▶ _WORK TO BE COMPLETED_
Search the material below for the word "React" and copy every line in which it occurs.

▶ _SUPPLIED DATA_
(begin)

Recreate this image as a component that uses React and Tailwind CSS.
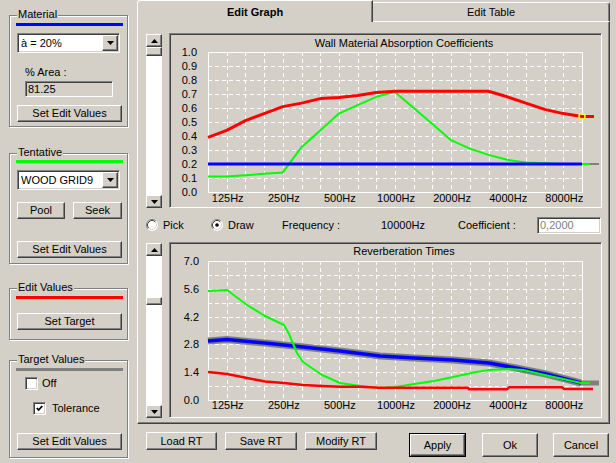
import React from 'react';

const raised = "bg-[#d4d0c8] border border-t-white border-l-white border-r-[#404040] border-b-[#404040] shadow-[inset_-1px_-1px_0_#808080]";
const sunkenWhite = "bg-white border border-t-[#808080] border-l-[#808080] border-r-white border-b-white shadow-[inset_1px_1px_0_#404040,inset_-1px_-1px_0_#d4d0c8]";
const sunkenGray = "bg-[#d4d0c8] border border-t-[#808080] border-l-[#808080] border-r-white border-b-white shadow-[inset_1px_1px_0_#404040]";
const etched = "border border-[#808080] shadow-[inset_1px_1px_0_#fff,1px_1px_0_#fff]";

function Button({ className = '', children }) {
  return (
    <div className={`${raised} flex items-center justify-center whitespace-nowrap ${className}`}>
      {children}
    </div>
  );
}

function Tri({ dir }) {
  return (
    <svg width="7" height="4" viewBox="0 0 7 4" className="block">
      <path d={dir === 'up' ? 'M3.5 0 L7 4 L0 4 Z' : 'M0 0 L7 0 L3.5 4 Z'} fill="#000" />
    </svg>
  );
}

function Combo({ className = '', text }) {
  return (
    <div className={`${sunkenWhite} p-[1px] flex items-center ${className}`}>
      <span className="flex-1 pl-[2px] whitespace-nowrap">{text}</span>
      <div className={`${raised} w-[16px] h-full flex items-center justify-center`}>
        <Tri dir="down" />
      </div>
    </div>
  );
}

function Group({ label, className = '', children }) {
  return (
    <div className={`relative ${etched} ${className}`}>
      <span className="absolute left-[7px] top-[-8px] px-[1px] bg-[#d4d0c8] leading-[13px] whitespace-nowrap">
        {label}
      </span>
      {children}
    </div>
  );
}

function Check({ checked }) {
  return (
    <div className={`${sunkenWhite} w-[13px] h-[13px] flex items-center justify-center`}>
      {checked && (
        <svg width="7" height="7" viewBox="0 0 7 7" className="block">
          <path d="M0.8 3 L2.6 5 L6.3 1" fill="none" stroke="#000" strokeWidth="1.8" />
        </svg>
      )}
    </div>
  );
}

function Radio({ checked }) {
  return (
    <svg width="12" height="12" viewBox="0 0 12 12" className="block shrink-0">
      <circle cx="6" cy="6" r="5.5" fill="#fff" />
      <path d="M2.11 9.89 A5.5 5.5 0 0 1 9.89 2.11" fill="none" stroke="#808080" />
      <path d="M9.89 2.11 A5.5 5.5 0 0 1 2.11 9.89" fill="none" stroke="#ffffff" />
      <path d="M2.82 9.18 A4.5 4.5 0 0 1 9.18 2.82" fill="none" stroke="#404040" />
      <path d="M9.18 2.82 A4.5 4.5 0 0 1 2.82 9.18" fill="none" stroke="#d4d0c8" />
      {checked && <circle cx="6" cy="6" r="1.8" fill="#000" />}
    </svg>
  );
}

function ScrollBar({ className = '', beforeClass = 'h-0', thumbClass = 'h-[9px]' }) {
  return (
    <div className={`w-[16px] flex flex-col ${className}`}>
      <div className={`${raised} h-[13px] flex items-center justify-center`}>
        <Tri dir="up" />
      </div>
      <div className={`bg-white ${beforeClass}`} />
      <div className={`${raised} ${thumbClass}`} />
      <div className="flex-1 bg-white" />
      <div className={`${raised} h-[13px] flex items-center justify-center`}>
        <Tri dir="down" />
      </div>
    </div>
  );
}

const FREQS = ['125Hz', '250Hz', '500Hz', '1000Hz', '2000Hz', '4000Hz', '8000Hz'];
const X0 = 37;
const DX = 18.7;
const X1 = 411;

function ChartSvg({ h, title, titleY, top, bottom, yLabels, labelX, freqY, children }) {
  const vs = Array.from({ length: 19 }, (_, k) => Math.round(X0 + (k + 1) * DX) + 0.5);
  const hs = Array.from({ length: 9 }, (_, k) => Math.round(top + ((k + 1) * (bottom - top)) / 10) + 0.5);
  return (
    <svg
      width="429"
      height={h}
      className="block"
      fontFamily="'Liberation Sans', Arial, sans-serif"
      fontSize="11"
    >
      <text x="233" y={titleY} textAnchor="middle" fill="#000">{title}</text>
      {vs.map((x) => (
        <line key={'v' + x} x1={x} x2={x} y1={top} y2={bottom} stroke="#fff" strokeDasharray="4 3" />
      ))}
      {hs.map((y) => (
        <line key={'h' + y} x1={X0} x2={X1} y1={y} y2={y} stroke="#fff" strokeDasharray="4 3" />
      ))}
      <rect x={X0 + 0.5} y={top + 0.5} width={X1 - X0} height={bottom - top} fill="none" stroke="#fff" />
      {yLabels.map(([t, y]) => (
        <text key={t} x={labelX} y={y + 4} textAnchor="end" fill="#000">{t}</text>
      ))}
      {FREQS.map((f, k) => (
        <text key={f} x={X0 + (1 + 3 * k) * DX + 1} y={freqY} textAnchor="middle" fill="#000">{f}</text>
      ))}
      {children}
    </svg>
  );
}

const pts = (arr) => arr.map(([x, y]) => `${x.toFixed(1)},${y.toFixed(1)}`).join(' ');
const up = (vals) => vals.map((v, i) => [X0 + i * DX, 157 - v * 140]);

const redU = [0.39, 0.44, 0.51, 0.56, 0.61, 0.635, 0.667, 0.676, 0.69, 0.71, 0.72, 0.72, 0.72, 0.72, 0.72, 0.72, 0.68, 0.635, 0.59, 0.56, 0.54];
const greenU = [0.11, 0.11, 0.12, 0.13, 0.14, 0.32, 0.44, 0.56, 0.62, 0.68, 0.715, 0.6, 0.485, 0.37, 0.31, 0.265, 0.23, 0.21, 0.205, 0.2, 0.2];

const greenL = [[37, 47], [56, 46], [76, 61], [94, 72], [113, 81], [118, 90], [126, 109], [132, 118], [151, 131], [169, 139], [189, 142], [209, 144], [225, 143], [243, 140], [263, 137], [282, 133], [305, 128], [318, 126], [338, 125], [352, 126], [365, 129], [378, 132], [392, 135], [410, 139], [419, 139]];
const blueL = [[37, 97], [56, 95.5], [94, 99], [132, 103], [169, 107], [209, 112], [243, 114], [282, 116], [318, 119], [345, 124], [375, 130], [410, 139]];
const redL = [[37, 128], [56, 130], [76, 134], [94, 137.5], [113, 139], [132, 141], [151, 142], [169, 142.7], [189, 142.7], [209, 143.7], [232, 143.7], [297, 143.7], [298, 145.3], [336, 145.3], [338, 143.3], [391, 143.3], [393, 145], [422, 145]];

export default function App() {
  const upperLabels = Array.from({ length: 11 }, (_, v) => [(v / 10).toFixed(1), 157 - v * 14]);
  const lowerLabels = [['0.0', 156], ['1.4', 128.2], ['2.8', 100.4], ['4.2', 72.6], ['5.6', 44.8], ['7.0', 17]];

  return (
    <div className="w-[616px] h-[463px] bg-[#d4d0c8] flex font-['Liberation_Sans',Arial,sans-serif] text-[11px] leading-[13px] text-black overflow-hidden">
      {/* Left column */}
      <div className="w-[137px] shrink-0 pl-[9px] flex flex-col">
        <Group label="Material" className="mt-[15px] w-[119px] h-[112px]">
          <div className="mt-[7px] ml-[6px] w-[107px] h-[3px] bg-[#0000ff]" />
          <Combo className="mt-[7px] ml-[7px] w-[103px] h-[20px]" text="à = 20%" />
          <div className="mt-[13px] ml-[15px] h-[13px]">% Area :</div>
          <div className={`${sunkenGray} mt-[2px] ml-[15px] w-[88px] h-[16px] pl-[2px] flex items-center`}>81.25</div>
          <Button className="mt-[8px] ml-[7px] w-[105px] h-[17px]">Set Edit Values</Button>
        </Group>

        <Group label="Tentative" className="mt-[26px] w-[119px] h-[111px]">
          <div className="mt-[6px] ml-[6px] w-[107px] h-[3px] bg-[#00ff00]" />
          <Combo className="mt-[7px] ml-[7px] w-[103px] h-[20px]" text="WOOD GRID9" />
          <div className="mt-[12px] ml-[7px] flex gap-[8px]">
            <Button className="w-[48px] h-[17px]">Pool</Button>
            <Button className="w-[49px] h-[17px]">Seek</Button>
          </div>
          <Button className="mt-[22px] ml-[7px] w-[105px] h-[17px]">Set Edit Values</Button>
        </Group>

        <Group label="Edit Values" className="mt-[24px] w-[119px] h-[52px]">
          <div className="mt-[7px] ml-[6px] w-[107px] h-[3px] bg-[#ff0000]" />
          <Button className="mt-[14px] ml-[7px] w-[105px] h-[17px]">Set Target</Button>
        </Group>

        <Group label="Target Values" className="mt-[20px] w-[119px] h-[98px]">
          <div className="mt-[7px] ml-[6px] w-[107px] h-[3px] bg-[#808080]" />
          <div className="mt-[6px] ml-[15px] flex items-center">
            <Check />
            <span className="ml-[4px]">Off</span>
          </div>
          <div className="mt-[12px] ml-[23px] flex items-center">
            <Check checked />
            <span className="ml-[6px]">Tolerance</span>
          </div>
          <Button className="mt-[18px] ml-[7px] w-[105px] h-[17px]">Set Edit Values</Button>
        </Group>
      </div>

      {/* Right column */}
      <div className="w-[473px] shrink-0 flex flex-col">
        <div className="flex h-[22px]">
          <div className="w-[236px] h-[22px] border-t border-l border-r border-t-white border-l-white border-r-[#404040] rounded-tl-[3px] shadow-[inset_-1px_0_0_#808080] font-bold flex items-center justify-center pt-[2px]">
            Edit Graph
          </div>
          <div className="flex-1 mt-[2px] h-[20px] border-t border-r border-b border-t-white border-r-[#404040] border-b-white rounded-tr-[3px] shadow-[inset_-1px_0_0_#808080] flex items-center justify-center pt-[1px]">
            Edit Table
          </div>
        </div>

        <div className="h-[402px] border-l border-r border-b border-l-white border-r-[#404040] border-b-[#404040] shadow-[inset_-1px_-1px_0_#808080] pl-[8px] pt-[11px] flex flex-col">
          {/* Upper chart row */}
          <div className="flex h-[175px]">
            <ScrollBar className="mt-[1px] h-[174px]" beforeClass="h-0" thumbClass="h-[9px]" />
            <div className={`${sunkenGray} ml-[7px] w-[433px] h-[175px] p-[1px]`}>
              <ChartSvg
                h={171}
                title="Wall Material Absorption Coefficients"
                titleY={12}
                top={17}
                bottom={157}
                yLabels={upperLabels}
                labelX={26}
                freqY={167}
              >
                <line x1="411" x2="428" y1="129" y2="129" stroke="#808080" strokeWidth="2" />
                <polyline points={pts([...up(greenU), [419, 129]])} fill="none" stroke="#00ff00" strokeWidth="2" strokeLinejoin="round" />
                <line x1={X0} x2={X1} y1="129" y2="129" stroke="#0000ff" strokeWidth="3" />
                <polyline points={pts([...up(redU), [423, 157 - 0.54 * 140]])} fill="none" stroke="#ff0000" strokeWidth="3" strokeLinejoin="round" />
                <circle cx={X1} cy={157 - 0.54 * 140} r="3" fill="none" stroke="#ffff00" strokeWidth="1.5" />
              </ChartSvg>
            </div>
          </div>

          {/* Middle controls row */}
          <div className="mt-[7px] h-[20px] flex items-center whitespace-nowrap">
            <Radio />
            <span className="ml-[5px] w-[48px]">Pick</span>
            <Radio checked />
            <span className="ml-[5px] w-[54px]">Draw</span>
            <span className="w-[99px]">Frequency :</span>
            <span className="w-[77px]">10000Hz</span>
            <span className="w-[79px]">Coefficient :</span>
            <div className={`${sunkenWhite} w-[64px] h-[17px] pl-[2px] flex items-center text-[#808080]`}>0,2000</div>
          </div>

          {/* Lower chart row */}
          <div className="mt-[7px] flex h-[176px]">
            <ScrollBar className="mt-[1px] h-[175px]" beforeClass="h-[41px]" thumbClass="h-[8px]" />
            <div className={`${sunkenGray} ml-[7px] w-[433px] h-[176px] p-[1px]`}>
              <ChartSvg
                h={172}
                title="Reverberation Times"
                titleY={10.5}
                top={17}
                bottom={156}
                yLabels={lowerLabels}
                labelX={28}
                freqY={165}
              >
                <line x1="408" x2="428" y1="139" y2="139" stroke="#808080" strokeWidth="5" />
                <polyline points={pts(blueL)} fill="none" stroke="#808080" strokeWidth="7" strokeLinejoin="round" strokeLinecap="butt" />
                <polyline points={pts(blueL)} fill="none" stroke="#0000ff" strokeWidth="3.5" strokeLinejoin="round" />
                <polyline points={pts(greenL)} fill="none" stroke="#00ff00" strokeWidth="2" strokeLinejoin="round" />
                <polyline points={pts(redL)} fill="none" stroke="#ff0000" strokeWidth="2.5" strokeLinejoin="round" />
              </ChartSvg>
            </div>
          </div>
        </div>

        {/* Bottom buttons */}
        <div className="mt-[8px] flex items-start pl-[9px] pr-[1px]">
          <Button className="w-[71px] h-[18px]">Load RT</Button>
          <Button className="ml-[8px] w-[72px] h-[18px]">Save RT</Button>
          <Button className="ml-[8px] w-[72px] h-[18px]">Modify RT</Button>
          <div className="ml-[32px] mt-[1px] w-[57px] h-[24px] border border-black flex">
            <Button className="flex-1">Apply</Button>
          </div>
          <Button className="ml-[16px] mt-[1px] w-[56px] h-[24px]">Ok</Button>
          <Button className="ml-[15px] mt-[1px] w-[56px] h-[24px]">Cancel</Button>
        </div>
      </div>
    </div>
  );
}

(end)

▶ _RESPONSE_
Recreate this image as a component that uses React and Tailwind CSS.
import React from 'react';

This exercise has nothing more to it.